Hello, my friends.
It’s been a month of giant steps and increments in the Lierheimer household. A friend of mine and I were talking recently about the differences between giant overwhelming steps in life, and little baby incremental steps.
He’s taking baby steps, worried about the effect of years of smoking on his health. As he should be. Quit the cancer sticks, watch your weight, get screened, all great baby steps to protect what God has given us from this evil called cancer.
Both of the Lierheimer girls graduated high school this month. Faith did not get the valedictorian spot after all. Another boy took it from her in a fair race, beating her by a mere .07% percentage point in their grade point averages. She gave a marvelous, knock-it-home salutatorian speech though, and brought the crowd to their feet. I’ll print the text of it here later.
Abi was not far behind. She clawed her way from the middle of the pack during freshman year, to dazzle the ranks in the top 9% when she claimed her diploma. Psychologists who specialize in children who have lost parents would call an event like graduation ‘triggering’. Triggering, because the last time they set foot in Red Rocks Amphitheater, their father was curled up in my lap. His cancer-ridden body was wracked in pain. His determination to get to our son’s graduation was monumental.
Red Rocks Amphitheater, site of 2012 Evergreen High graduation.
His complexion was yellow, and his steps frail. He died six weeks later. But he made it, and for that, Chris remains one of my heroes.
Watching my children, it seems like when children experience such a traumatic loss, it’s almost primal. By that I mean that something childlike is broken in them, some sense of safety removed. If Dad, my protector, can die horribly, what can happen to me, after all?
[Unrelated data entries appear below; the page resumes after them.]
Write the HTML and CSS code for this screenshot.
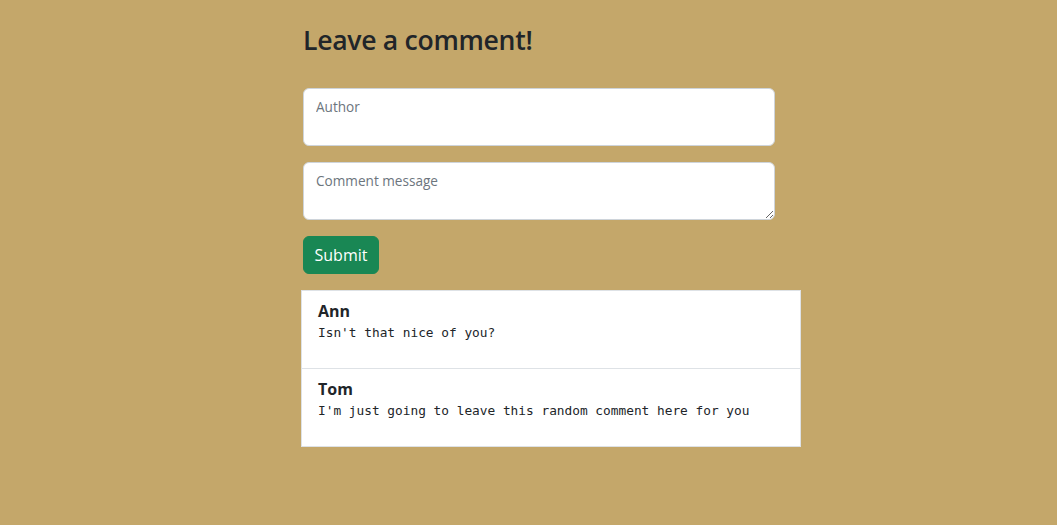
FILE: index.html
```html
<!DOCTYPE html>
<html lang="en">
<head>
<meta charset="utf-8">
<title>Leave a comment</title>
<link rel="stylesheet" href="styles.css">
</head>
<body>
<main class="page">
  <section class="form-wrap">
    <h3 class="title">Leave a comment!</h3>
    <form class="form">
      <input class="field" type="text" placeholder="Author">
      <textarea class="field area" placeholder="Comment message"></textarea>
      <button class="btn" type="button">Submit</button>
    </form>
  </section>
  <ul class="comments">
    <li class="comment">
      <div class="name">Ann</div>
      <div class="msg">Isn't that nice of you?</div>
    </li>
    <li class="comment">
      <div class="name">Tom</div>
      <div class="msg">I'm just going to leave this random comment here for you</div>
    </li>
  </ul>
</main>
</body>
</html>
```

FILE: styles.css
```css
* { box-sizing: border-box; }
html, body {
  margin: 0;
  background: #c4a76a;
  font-family: "Open Sans", "Noto Sans", Arial, sans-serif;
  color: #212529;
}
.page {
  width: 500px;
  margin-left: calc(50% - 227.5px);
  padding-top: 24px;
  display: flex;
  flex-direction: column;
  align-items: flex-start;
}
.form-wrap {
  width: 472px;
  margin-left: 2px;
}
.title {
  margin: 0 0 31px;
  font-size: 26.6px;
  font-weight: 600;
  line-height: 33px;
  letter-spacing: -0.3px;
}
.form {
  display: flex;
  flex-direction: column;
  align-items: flex-start;
  gap: 16px;
}
.field {
  width: 472px;
  height: 58px;
  border: 1px solid #ced4da;
  border-radius: 6px;
  background: #fff;
  padding: 8px 12px;
  font-family: inherit;
  font-size: 13.6px;
  color: #212529;
  margin: 0;
  display: block;
}
input.field { padding-bottom: 29px; }
.field::placeholder { color: #6c757d; }
.area { resize: vertical; }
.btn {
  height: 38px;
  padding: 0 10.5px;
  background: #198754;
  color: #fff;
  border: 1px solid #198754;
  border-radius: 6px;
  font-family: inherit;
  font-size: 16px;
}
.comments {
  list-style: none;
  margin: 16px 0 0;
  padding: 0;
  width: 500px;
  background: #fff;
  border: 1px solid #dee2e6;
}
.comment {
  height: 77px;
  padding: 10px 16px;
}
.comment + .comment {
  border-top: 1px solid #dee2e6;
  height: 78px;
}
.name {
  font-weight: 700;
  font-size: 16px;
  line-height: 20px;
}
.msg {
  font-family: "DejaVu Sans Mono", "Liberation Mono", monospace;
  font-size: 12.8px;
  line-height: 20px;
  margin-top: 2px;
}
```
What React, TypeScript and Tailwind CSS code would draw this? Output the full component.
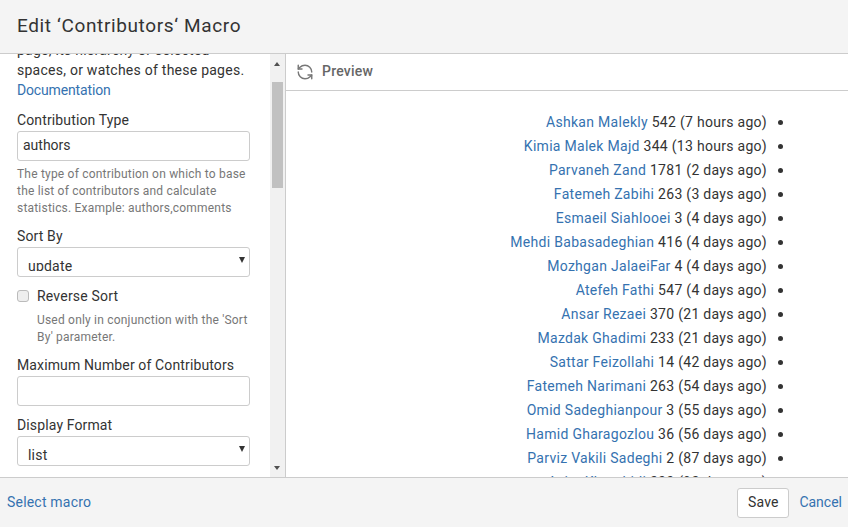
import { RefreshCcw } from 'lucide-react';

const contributors = [
  ['Ashkan Malekly', '542 (7 hours ago)'],
  ['Kimia Malek Majd', '344 (13 hours ago)'],
  ['Parvaneh Zand', '1781 (2 days ago)'],
  ['Fatemeh Zabihi', '263 (3 days ago)'],
  ['Esmaeil Siahlooei', '3 (4 days ago)'],
  ['Mehdi Babasadeghian', '416 (4 days ago)'],
  ['Mozhgan JalaeiFar', '4 (4 days ago)'],
  ['Atefeh Fathi', '547 (4 days ago)'],
  ['Ansar Rezaei', '370 (21 days ago)'],
  ['Mazdak Ghadimi', '233 (21 days ago)'],
  ['Sattar Feizollahi', '14 (42 days ago)'],
  ['Fatemeh Narimani', '263 (54 days ago)'],
  ['Omid Sadeghianpour', '3 (55 days ago)'],
  ['Hamid Gharagozlou', '36 (56 days ago)'],
  ['Parviz Vakili Sadeghi', '2 (87 days ago)'],
  ['Azita Khorshidi', '233 (92 days ago)'],
];

const labelClass = 'block text-[14px] leading-5 tracking-[0.13px] text-[#333]';
const fieldClass =
  'mt-[1px] h-[30px] w-[233px] rounded-[3px] border border-[#ccc] bg-white text-[14px] text-[#333]';
const hintClass = 'text-[12px] leading-[17px] text-[#777]';

function SelectBox({ value }: { value: string }) {
  return (
    <div className={`${fieldClass} relative pl-[10px] pt-[8px]`}>
      <div className="h-[15px] overflow-hidden leading-5">{value}</div>
      <span className="absolute right-[4px] top-[9px] h-0 w-0 border-x-[3.5px] border-t-[6px] border-x-transparent border-t-[#333]" />
    </div>
  );
}

export default function App() {
  return (
    <div className="flex h-[527px] w-[848px] flex-col overflow-hidden bg-white font-['Roboto',sans-serif] tracking-[0.2px] text-[#333]">
      <header className="flex h-[54px] shrink-0 items-center border-b border-[#ccc] bg-[#f4f4f4] px-[17px]">
        <h1 className="text-[19px] font-normal tracking-[0.63px] text-[#333]">
          Edit ‘Contributors‘ Macro
        </h1>
      </header>

      <div className="flex min-h-0 flex-1">
        <div className="flex w-[286px] shrink-0 border-r border-[#ccc]">
          <div className="min-w-0 flex-1 overflow-hidden pl-[17px]">
            <div className="-mt-[14px] w-[240px] text-[14px] leading-5 tracking-[0.25px]">
              <p>page, its hierarchy or selected</p>
              <p className="whitespace-nowrap">spaces, or watches of these pages.</p>
              <a className="tracking-[-0.15px] text-[#3572b0]">Documentation</a>
            </div>
            <label className={`${labelClass} mt-[10px]`}>Contribution Type</label>
            <div className={`${fieldClass} px-[5px] leading-[27px] tracking-[0px]`}>authors</div>
            <p className={`${hintClass} mt-[5px] w-[235px]`}>
              The type of contribution on which to base the list of contributors and calculate
              statistics. Example: authors,comments
            </p>
            <label className={`${labelClass} mt-[9px]`}>Sort By</label>
            <SelectBox value="update" />
            <div className="mt-[9px] flex items-center gap-[8px] text-[14px] leading-5">
              <span className="h-[12px] w-[12px] rounded-[3px] border border-[#bbb] bg-[#eee]" />
              Reverse Sort
            </div>
            <p className={`${hintClass} mt-[6px] w-[215px] pl-[20px] box-content`}>
              Used only in conjunction with the 'Sort By' parameter.
            </p>
            <label className={`${labelClass} mt-[9px]`}>Maximum Number of Contributors</label>
            <div className={fieldClass} />
            <label className={`${labelClass} mt-[9px]`}>Display Format</label>
            <SelectBox value="list" />
          </div>
          <div className="relative flex w-[15px] shrink-0 flex-col bg-[#f1f1f1]">
            <span className="absolute left-[4px] top-[8px] h-0 w-0 border-x-[3.5px] border-b-[4px] border-x-transparent border-b-[#505050]" />
            <div className="mx-[2px] mt-[28px] h-[106px] bg-[#c1c1c1]" />
            <span className="absolute bottom-[7px] left-[4px] h-0 w-0 border-x-[3.5px] border-t-[4px] border-x-transparent border-t-[#505050]" />
          </div>
        </div>

        <div className="flex min-w-0 flex-1 flex-col">
          <div className="flex h-[37px] shrink-0 items-center gap-[8px] border-b border-[#ccc] pb-[1px] pl-[10px] text-[14px] font-medium text-[#666]">
            <RefreshCcw size={18} strokeWidth={1.9} className="text-[#777]" />
            Preview
          </div>
          <ul className="min-h-0 flex-1 overflow-hidden pr-[81px] pt-[19px] text-right text-[14px] leading-6 tracking-[0.29px]">
            {contributors.map(([name, stats]) => (
              <li key={name} className="relative">
                <a className="text-[#3572b0]">{name}</a> {stats}
                <span className="absolute -right-[16px] top-[10px] h-[5px] w-[5px] rounded-full bg-[#333]" />
              </li>
            ))}
          </ul>
        </div>
      </div>

      <footer className="flex h-[50px] shrink-0 items-center border-t border-[#ccc] bg-[#f4f4f4] pl-[7px] pr-[6px] text-[14px]">
        <a className="text-[#3572b0]">Select macro</a>
        <button
          type="button"
          className="ml-auto h-[30px] w-[52px] rounded-[3px] border border-[#ccc] bg-white text-[14px] text-[#333]"
        >
          Save
        </button>
        <a className="ml-[10px] tracking-[0px] text-[#3572b0]">Cancel</a>
      </footer>
    </div>
  );
}
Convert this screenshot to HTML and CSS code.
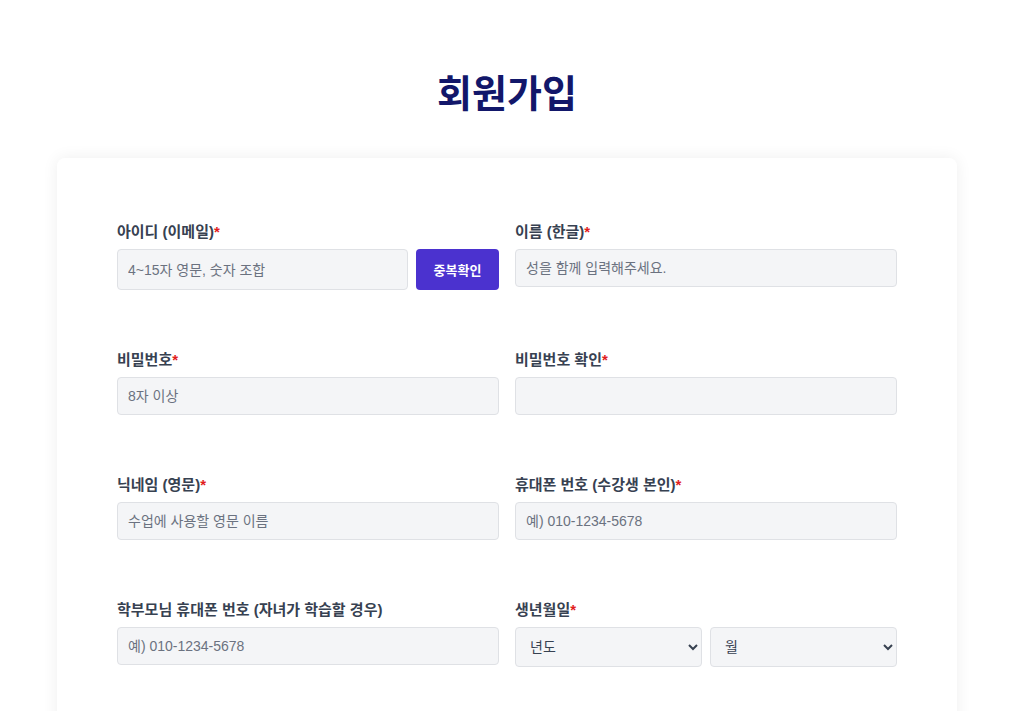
FILE: index.html
```html
<!DOCTYPE html>
<html lang="ko">
<head>
<meta charset="utf-8">
<title>회원가입</title>
<link rel="stylesheet" href="styles.css">
</head>
<body>
<main class="page">
  <h1 class="title">회원가입</h1>
  <section class="card">
    <form class="form-grid">
      <div class="field">
        <label class="label">아이디 (이메일)<span class="req">*</span></label>
        <div class="inline">
          <input class="input" type="text" placeholder="4~15자 영문, 숫자 조합">
          <button type="button" class="btn">중복확인</button>
        </div>
      </div>
      <div class="field">
        <label class="label">이름 (한글)<span class="req">*</span></label>
        <input class="input" type="text" placeholder="성을 함께 입력해주세요.">
      </div>
      <div class="field">
        <label class="label">비밀번호<span class="req">*</span></label>
        <input class="input" type="password" placeholder="8자 이상">
      </div>
      <div class="field">
        <label class="label">비밀번호 확인<span class="req">*</span></label>
        <input class="input" type="password">
      </div>
      <div class="field">
        <label class="label">닉네임 (영문)<span class="req">*</span></label>
        <input class="input" type="text" placeholder="수업에 사용할 영문 이름">
      </div>
      <div class="field">
        <label class="label">휴대폰 번호 (수강생 본인)<span class="req">*</span></label>
        <input class="input" type="text" placeholder="예) 010-1234-5678">
      </div>
      <div class="field">
        <label class="label">학부모님 휴대폰 번호 (자녀가 학습할 경우)</label>
        <input class="input" type="text" placeholder="예) 010-1234-5678">
      </div>
      <div class="field">
        <label class="label">생년월일<span class="req">*</span></label>
        <div class="inline">
          <select class="select"><option>년도</option></select>
          <select class="select"><option>월</option></select>
        </div>
      </div>
    </form>
  </section>
</main>
</body>
</html>
```

FILE: styles.css
```css
* { box-sizing: border-box; }
html, body { margin: 0; padding: 0; background: #ffffff; }
body {
  font-family: "Liberation Sans", "Noto Sans CJK KR", sans-serif;
  color: #374151;
}
.page {
  padding-top: 72px;
  padding-bottom: 60px;
}
.title {
  margin: 0 0 42px;
  text-align: center;
  font-size: 38px;
  line-height: 44px;
  font-weight: 700;
  color: #12176a;
}
.card {
  max-width: 900px;
  margin: 0 auto;
  background: #ffffff;
  border-radius: 8px;
  box-shadow: 0 0 16px rgba(0, 0, 0, 0.07);
  padding: 64px 60px 140px;
}
.form-grid {
  display: grid;
  grid-template-columns: 1fr 1fr;
  column-gap: 16px;
  row-gap: 60px;
}
.field {
  display: flex;
  flex-direction: column;
}
.label {
  display: block;
  font-size: 15px;
  line-height: 20px;
  font-weight: 700;
  color: #374151;
  margin-bottom: 7px;
}
.req { color: #e11d1d; }
.inline {
  display: flex;
  gap: 8px;
}
.input {
  flex: none;
  width: 100%;
  min-width: 0;
  height: 38px;
  padding: 0 10px;
  font-family: inherit;
  font-size: 14px;
  color: #374151;
  background: #f4f5f7;
  border: 1px solid #dfe1e5;
  border-radius: 4px;
  outline: none;
}
.inline .input { flex: 1; height: auto; }
.input::placeholder { color: #6b7280; }
.btn {
  flex: 0 0 83px;
  height: 41px;
  border: none;
  border-radius: 4px;
  background: #4b32cf;
  color: #ffffff;
  font-family: inherit;
  font-size: 13px;
  font-weight: 700;
}
.select {
  flex: 1;
  min-width: 0;
  height: 40px;
  padding: 0 10px;
  font-family: inherit;
  font-size: 14px;
  color: #374151;
  background: #f4f5f7;
  border: 1px solid #dfe1e5;
  border-radius: 4px;
}
```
Hmm. I muse about this and a lot of things. My faith in Jesus has been tested tremendously over the past two years.
The Psalmist says, in Psalm 127:3, that “Children are a Gift of the Lord.” True. The author of Proverbs writes “Children are a crown to the aged” (Chapter 17, verse 6). Well, I’m feeling that, I was forty-eight yesterday, after all.
I follow that line of reasoning like a fish, or a blind woman. No one give gifts unless they have some sort of affection for the recipient. My children are a crown, too. They inspire me, cheer me, and make me think. Maybe Jesus does have some affection for me after all. Funny how I have to keep relearning that.
A man I was dating mistakenly took my kvetching about my children’s grief load for the desire for a co-parent. I had to laugh. He’s a very kind man, and took my correction graciously. No one, absolutely no one, can shepherd my children through this process as well as I can. I have a huge support network, thank God. The proof is in the pudding, and so far the pudding looks pretty good.
I would be very interested in what you folks would have to say about this. Another blogger friend has a Q and A format that I am going to borrow.
pccadvantage.wordpress.com, thank you for the idea. (Check her out, friends, she’s hilarious.)
For cancer families: What have you done to help shepherd your children through their loss?
What has helped you the most in your support network, during giant steps like graduations?
Lastly, What’s your story? Let the rest of us hear it. Grief shared is diminished.